#### [What you have to do]
In your copy, leave out the pictures and repeat the entries below exactly.

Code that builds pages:
++++++++++++++++++++
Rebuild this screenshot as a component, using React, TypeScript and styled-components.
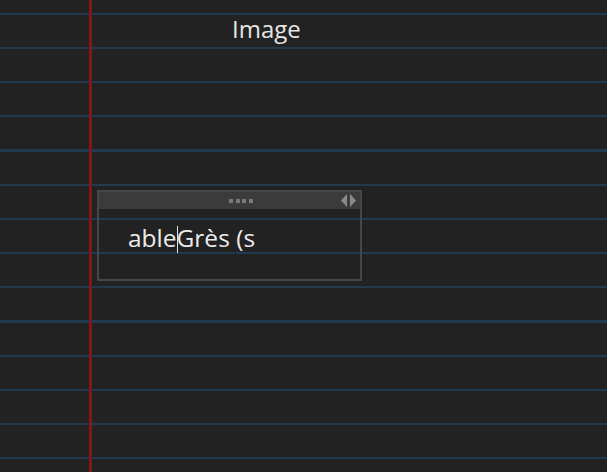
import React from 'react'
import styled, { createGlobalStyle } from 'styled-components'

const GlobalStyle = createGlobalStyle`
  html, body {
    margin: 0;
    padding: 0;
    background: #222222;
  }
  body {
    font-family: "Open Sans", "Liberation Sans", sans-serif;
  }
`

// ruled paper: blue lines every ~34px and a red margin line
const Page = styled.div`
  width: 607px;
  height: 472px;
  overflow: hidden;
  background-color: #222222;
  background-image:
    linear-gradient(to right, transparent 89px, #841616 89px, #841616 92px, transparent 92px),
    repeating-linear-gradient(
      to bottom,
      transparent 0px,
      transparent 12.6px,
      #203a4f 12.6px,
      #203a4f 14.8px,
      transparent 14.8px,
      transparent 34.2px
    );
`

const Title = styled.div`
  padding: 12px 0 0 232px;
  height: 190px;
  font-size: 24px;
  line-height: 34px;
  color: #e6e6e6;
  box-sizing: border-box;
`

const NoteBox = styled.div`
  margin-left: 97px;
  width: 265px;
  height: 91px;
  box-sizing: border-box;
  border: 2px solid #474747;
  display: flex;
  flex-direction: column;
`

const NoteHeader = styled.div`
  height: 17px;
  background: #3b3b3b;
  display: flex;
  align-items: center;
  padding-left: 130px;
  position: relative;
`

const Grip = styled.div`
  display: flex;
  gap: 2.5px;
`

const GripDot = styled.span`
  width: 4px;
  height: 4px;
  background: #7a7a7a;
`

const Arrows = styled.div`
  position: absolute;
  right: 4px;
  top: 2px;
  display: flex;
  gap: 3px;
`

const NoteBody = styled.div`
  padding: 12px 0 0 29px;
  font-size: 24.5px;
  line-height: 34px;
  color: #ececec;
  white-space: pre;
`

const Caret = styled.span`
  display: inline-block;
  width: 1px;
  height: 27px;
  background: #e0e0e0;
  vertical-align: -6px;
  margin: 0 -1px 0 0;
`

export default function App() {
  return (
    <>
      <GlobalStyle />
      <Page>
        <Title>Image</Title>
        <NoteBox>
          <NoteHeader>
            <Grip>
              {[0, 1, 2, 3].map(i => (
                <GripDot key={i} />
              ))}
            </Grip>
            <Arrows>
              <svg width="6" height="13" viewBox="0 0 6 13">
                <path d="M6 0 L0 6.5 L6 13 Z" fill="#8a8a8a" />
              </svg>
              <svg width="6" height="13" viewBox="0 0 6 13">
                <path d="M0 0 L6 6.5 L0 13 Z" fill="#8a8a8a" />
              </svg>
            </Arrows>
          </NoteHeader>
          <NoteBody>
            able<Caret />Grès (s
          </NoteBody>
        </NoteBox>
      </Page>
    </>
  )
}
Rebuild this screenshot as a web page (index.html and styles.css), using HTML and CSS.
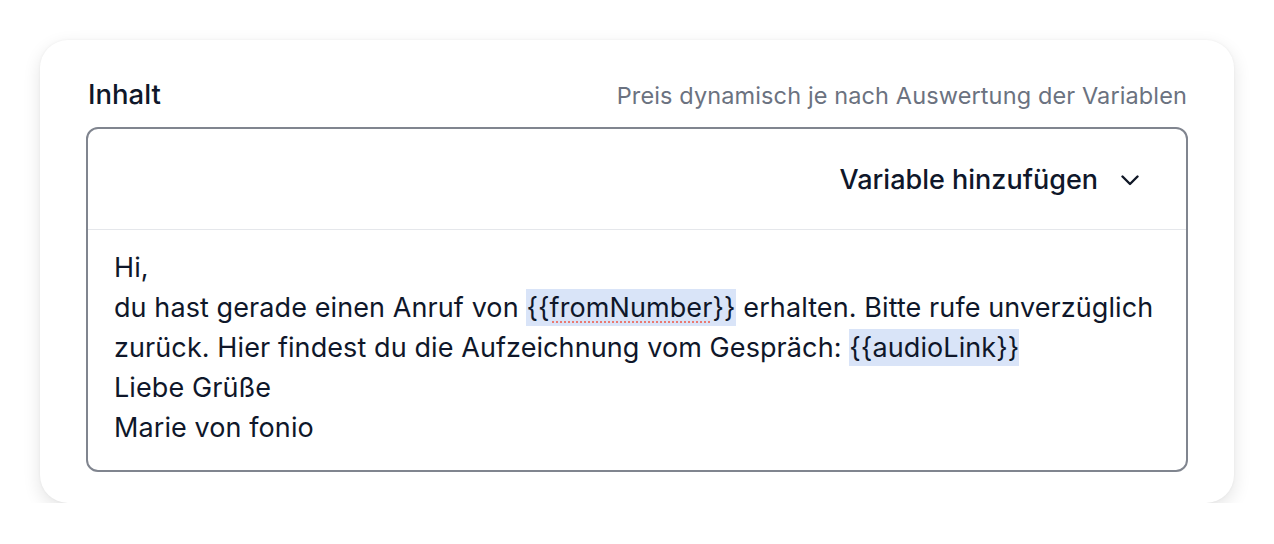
++++++++++++++++++++
#### [Completed task]
Rebuild this screenshot as a component, using React, TypeScript and styled-components.
import React from 'react'
import styled, { createGlobalStyle } from 'styled-components'

const GlobalStyle = createGlobalStyle`
  html, body {
    margin: 0;
    padding: 0;
    background: #222222;
  }
  body {
    font-family: "Open Sans", "Liberation Sans", sans-serif;
  }
`

// ruled paper: blue lines every ~34px and a red margin line
const Page = styled.div`
  width: 607px;
  height: 472px;
  overflow: hidden;
  background-color: #222222;
  background-image:
    linear-gradient(to right, transparent 89px, #841616 89px, #841616 92px, transparent 92px),
    repeating-linear-gradient(
      to bottom,
      transparent 0px,
      transparent 12.6px,
      #203a4f 12.6px,
      #203a4f 14.8px,
      transparent 14.8px,
      transparent 34.2px
    );
`

const Title = styled.div`
  padding: 12px 0 0 232px;
  height: 190px;
  font-size: 24px;
  line-height: 34px;
  color: #e6e6e6;
  box-sizing: border-box;
`

const NoteBox = styled.div`
  margin-left: 97px;
  width: 265px;
  height: 91px;
  box-sizing: border-box;
  border: 2px solid #474747;
  display: flex;
  flex-direction: column;
`

const NoteHeader = styled.div`
  height: 17px;
  background: #3b3b3b;
  display: flex;
  align-items: center;
  padding-left: 130px;
  position: relative;
`

const Grip = styled.div`
  display: flex;
  gap: 2.5px;
`

const GripDot = styled.span`
  width: 4px;
  height: 4px;
  background: #7a7a7a;
`

const Arrows = styled.div`
  position: absolute;
  right: 4px;
  top: 2px;
  display: flex;
  gap: 3px;
`

const NoteBody = styled.div`
  padding: 12px 0 0 29px;
  font-size: 24.5px;
  line-height: 34px;
  color: #ececec;
  white-space: pre;
`

const Caret = styled.span`
  display: inline-block;
  width: 1px;
  height: 27px;
  background: #e0e0e0;
  vertical-align: -6px;
  margin: 0 -1px 0 0;
`

export default function App() {
  return (
    <>
      <GlobalStyle />
      <Page>
        <Title>Image</Title>
        <NoteBox>
          <NoteHeader>
            <Grip>
              {[0, 1, 2, 3].map(i => (
                <GripDot key={i} />
              ))}
            </Grip>
            <Arrows>
              <svg width="6" height="13" viewBox="0 0 6 13">
                <path d="M6 0 L0 6.5 L6 13 Z" fill="#8a8a8a" />
              </svg>
              <svg width="6" height="13" viewBox="0 0 6 13">
                <path d="M0 0 L6 6.5 L0 13 Z" fill="#8a8a8a" />
              </svg>
            </Arrows>
          </NoteHeader>
          <NoteBody>
            able<Caret />Grès (s
          </NoteBody>
        </NoteBox>
      </Page>
    </>
  )
}
Rebuild this screenshot as a web page (index.html and styles.css), using HTML and CSS.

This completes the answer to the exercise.